Jury in Prempro Trial Awards Illinois Woman $6.3 Million for Link to Breast Cancer
As a dangerous medication lawyer, I was gratified to read that a woman from Peoria, Ill. was awarded $6.3 million in damages after a finding that her breast cancer was caused by hormone replacement therapies. Reuters reported Nov. 20 on the largest Prempro award to date, handed down to Donna Kendall of Decatur, Ill. Kendall, 66, sued pharmaceutical company Pfizer after spending 11 years taking the hormone replacement drugs Prempro and Provera, products of Pfizer corporate units. She was diagnosed with breast cancer in 2002, the same year that new research showed dramatic increases in breast cancer and cardiovascular problems for postmenopausal women taking the drugs. In her lawsuit, Kendall said Pfizer failed to adequately warn her and other patients of these risks. The jury indicated that it planned to award punitive damages as well, suggesting that it felt there was evidence of serious wrongdoing.
Prempro was once widely recommended for post-menopausal women, to treat symptoms of life after menopause. However, that changed after the 2002 study from the Women’s Health Initiative at the National Institutes of Health. That long-term study showed a substantially increased risk of breast cancer, heart attacks and strokes among users of Prempro, Provera and Premarin. In fact, that study was ended early because of concerns for the participants’ health. Later studies confirmed the link and suggested that Prempro may also raise women’s risk of blood clots and dementia. Perhaps most damningly of all, later evidence showed that Wyeth, a unit of Pfizer, paid medical ghostwriters to plant articles in medical journals under doctors’ names. At least some of the articles denied the breast cancer link altogether, triggering multiple lawsuits and a Congressional investigation.
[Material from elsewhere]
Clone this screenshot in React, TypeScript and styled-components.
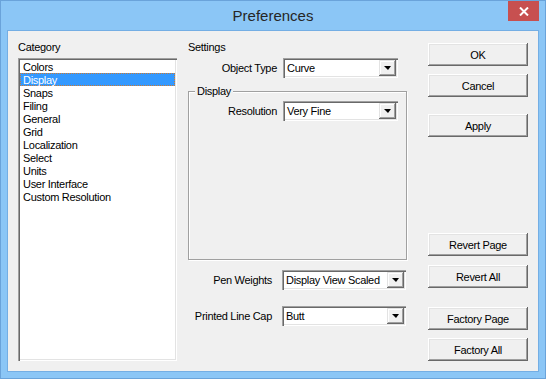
import React from "react";
import styled, { createGlobalStyle } from "styled-components";

const GlobalStyle = createGlobalStyle`
  html, body {
    margin: 0;
    padding: 0;
    background: #8bc6f6;
  }
  * {
    box-sizing: border-box;
  }
`;

const Window = styled.div`
  width: 546px;
  height: 379px;
  border: 1px solid #6aa3da;
  background: #8bc6f6;
  padding: 0 6px 6px 6px;
  display: flex;
  flex-direction: column;
  font-family: "Liberation Sans", Arial, sans-serif;
  font-size: 11px;
  letter-spacing: -0.3px;
  color: #000;
`;

const TitleBar = styled.div`
  height: 29px;
  display: grid;
  grid-template-columns: 1fr auto 1fr;
  align-items: start;
  margin: 0 -6px;
`;

const Title = styled.div`
  grid-column: 2;
  font-size: 15px;
  letter-spacing: 0;
  line-height: 30px;
  color: #262626;
`;

const CloseButton = styled.div`
  grid-column: 3;
  justify-self: end;
  margin-right: 6px;
  width: 31px;
  height: 20px;
  background: #c75050;
  display: flex;
  align-items: center;
  justify-content: center;
`;

const Client = styled.div`
  flex: 1;
  border: 1px solid #74aee4;
  background: #f0f0f0;
  padding: 10px;
  display: flex;
  align-items: flex-start;
`;

const Column = styled.div<{ $width: number; $ml: number }>`
  width: ${(p) => p.$width}px;
  margin-left: ${(p) => p.$ml}px;
  flex-shrink: 0;
  display: flex;
  flex-direction: column;
`;

const Label = styled.div`
  height: 13px;
  line-height: 13px;
  white-space: nowrap;
`;

const sunken = `
  box-shadow: inset 1px 1px #a0a0a0, inset 2px 2px #696969,
    inset -1px -1px #ffffff, inset -2px -2px #e3e3e3;
`;

const ListBox = styled.div`
  margin-top: 4px;
  height: 303px;
  background: #fff;
  padding: 2px;
  ${sunken}
`;

const ListItem = styled.div<{ $selected?: boolean }>`
  height: 13px;
  line-height: 12px;
  padding-left: 2px;
  white-space: nowrap;
  background: ${(p) => (p.$selected ? "#3399ff" : "transparent")};
  color: ${(p) => (p.$selected ? "#fff" : "#000")};
  border: 1px dotted ${(p) => (p.$selected ? "#cc7a33" : "transparent")};
`;

const FieldRow = styled.div<{ $label: number; $combo: number; $gap: number; $mt: number }>`
  margin-top: ${(p) => p.$mt}px;
  display: grid;
  grid-template-columns: ${(p) => p.$label}px ${(p) => p.$combo}px;
  column-gap: ${(p) => p.$gap}px;
  align-items: center;
  height: 20px;
`;

const FieldLabel = styled.div`
  text-align: right;
  white-space: nowrap;
`;

const Combo = styled.div`
  height: 20px;
  background: #fff;
  padding: 2px;
  display: flex;
  align-items: stretch;
  ${sunken}
`;

const ComboText = styled.div`
  flex: 1;
  padding-left: 2px;
  line-height: 16px;
  white-space: nowrap;
  overflow: hidden;
`;

const ComboArrow = styled.div`
  width: 17px;
  flex-shrink: 0;
  background: #f0f0f0;
  display: flex;
  align-items: center;
  justify-content: center;
  box-shadow: inset -1px -1px #696969, inset 1px 1px #e3e3e3,
    inset -2px -2px #a0a0a0, inset 2px 2px #ffffff;

  &::after {
    content: "";
    width: 0;
    height: 0;
    border-left: 4px solid transparent;
    border-right: 3px solid transparent;
    border-top: 4px solid #000;
  }
`;

const GroupBox = styled.div`
  position: relative;
  margin-top: 13px;
  height: 169px;
  border: 1px solid #a0a0a0;
  box-shadow: inset 1px 1px #fff, 1px 1px #fff;
  padding-top: 9px;
`;

const Legend = styled.span`
  position: absolute;
  top: -7px;
  left: 6px;
  padding: 0 2px;
  line-height: 13px;
  background: #f0f0f0;
`;

const Button = styled.div<{ $mt: number }>`
  margin-top: ${(p) => p.$mt}px;
  height: 23px;
  display: flex;
  align-items: center;
  justify-content: center;
  background: #f0f0f0;
  box-shadow: inset -1px -1px #696969, inset 1px 1px #ffffff,
    inset -2px -2px #a0a0a0, inset 2px 2px #e3e3e3;
`;

const categories = [
  "Colors",
  "Display",
  "Snaps",
  "Filing",
  "General",
  "Grid",
  "Localization",
  "Select",
  "Units",
  "User Interface",
  "Custom Resolution",
];

const buttons: [string, number][] = [
  ["OK", 2],
  ["Cancel", 8],
  ["Apply", 17],
  ["Revert Page", 96],
  ["Revert All", 9],
  ["Factory Page", 19],
  ["Factory All", 8],
];

function Select({ value }: { value: string }) {
  return (
    <Combo>
      <ComboText>{value}</ComboText>
      <ComboArrow />
    </Combo>
  );
}

export default function App() {
  return (
    <Window>
      <GlobalStyle />
      <TitleBar>
        <Title>Preferences</Title>
        <CloseButton>
          <svg width="10" height="9" viewBox="0 0 10 9">
            <path d="M1 0.5 L9 8.5 M9 0.5 L1 8.5" stroke="#fff" strokeWidth="2" />
          </svg>
        </CloseButton>
      </TitleBar>
      <Client>
        <Column $width={159} $ml={0}>
          <Label>Category</Label>
          <ListBox>
            {categories.map((c) => (
              <ListItem key={c} $selected={c === "Display"}>
                {c}
              </ListItem>
            ))}
          </ListBox>
        </Column>

        <Column $width={219} $ml={11}>
          <Label>Settings</Label>
          <FieldRow $label={89} $combo={115} $gap={6} $mt={4}>
            <FieldLabel>Object Type</FieldLabel>
            <Select value="Curve" />
          </FieldRow>
          <GroupBox>
            <Legend>Display</Legend>
            <FieldRow $label={88} $combo={115} $gap={6} $mt={0}>
              <FieldLabel>Resolution</FieldLabel>
              <Select value="Very Fine" />
            </FieldRow>
          </GroupBox>
          <FieldRow $label={84} $combo={124} $gap={10} $mt={10}>
            <FieldLabel>Pen Weights</FieldLabel>
            <Select value="Display View Scaled" />
          </FieldRow>
          <FieldRow $label={84} $combo={124} $gap={10} $mt={16}>
            <FieldLabel>Printed Line Cap</FieldLabel>
            <Select value="Butt" />
          </FieldRow>
        </Column>

        <Column $width={100} $ml={21}>
          {buttons.map(([text, mt]) => (
            <Button key={text} $mt={mt}>
              {text}
            </Button>
          ))}
        </Column>
      </Client>
    </Window>
  );
}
As a pharmaceutical liability attorney, I am pleased to see the justice system doing its job with these drugs. By now, most observers agree that the FDA approval process, while important, is not enough to ensure that drugs are safe. Too many drugs have slipped through the cracks in recent years, including drugs that have since been linked to life-threatening diseases. In a few cases, pharmaceutical companies have also been caught misleading the public, as with Prempro, using deceptive advertising, biased medical studies and unethical corporate policies. In addition to causing unnecessary deaths and lowered quality of life to patients and their families, these drugs can also trigger six or even seven figures in bills for medical care that patients would never have otherwise needed. As the FDA itself once acknowledged, lawsuits like this one help incentivize drug companies to stay honest by generating severe financial costs and negative publicity when the issues are publicly and fully aired.